Woman defends mother for taking her away from her father as a child

AP

A woman whose mother abducted her as an infant and travelled the world with her for 15 years stood in a US courtroom, fighting back tears, and told a judge she has had a good life even though she didn't know her birth father growing up.

"I was raised very fortunately. I was loved beyond belief," Samantha Geldenhuys, 21, told US District Judge Richard Gergel on Tuesday after her mother, Dorothy Lee Barnett, pleaded guilty to parental kidnapping and two counts of falsifying passport applications.

The judge sentenced the 54-year-old Barnett to 21 months in jail followed by two years' supervised parole. She is expected to be free in a few months because she gets credit for time served since her arrest in November 2013.

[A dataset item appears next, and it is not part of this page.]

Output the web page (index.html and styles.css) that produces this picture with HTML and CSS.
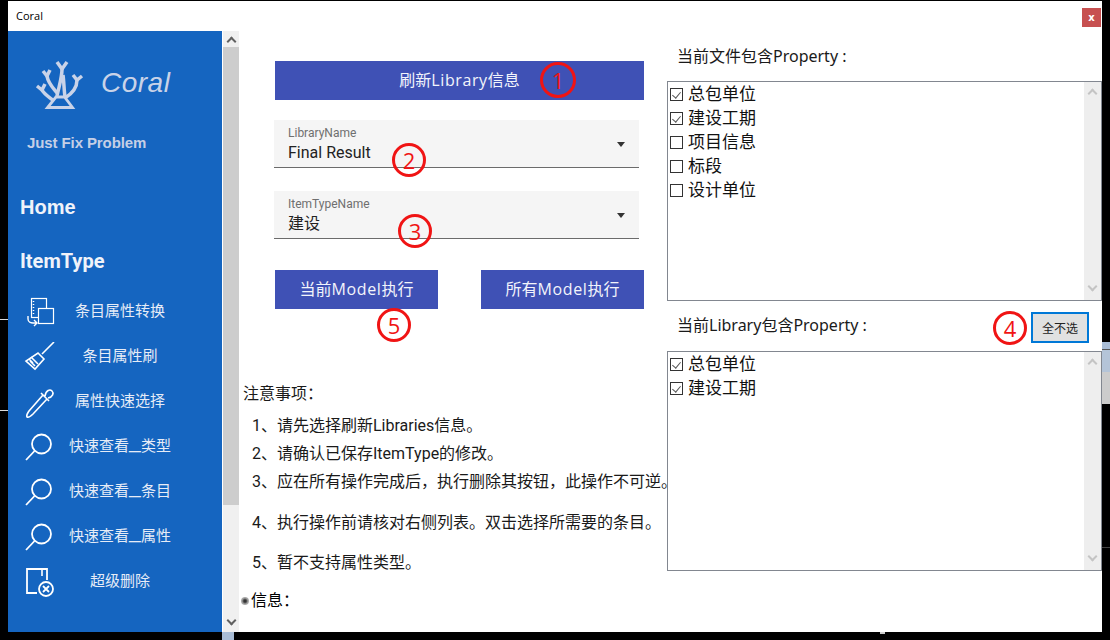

That's after she was tracked down in Australia, where she had been living under another name since 2007. It was the first time her daughter learned about her past. "It was a shock to me, and this is the last place I expected to be standing," Geldenhuys said.

She said she had recently spent some time with her father, Benjamin Harris Todd. He had legal custody after her parents divorced in 1994.

"That was an experience I cannot describe in words," she said. Prosecutors said that a few months after the divorce, Barnett left for a birthday party during a visit with her daughter, then called Savanna Catherine Todd and nearly a year old, and didn't return. Barnett was eventually located in Australia and fought extradition but was returned to the US in September.

Barnett said she fled to Malaysia and then South Africa, where she married Juan Geldenhuys, who is now dead. She said the family later lived in Botswana, New Zealand and Australia, moving for her husband's job.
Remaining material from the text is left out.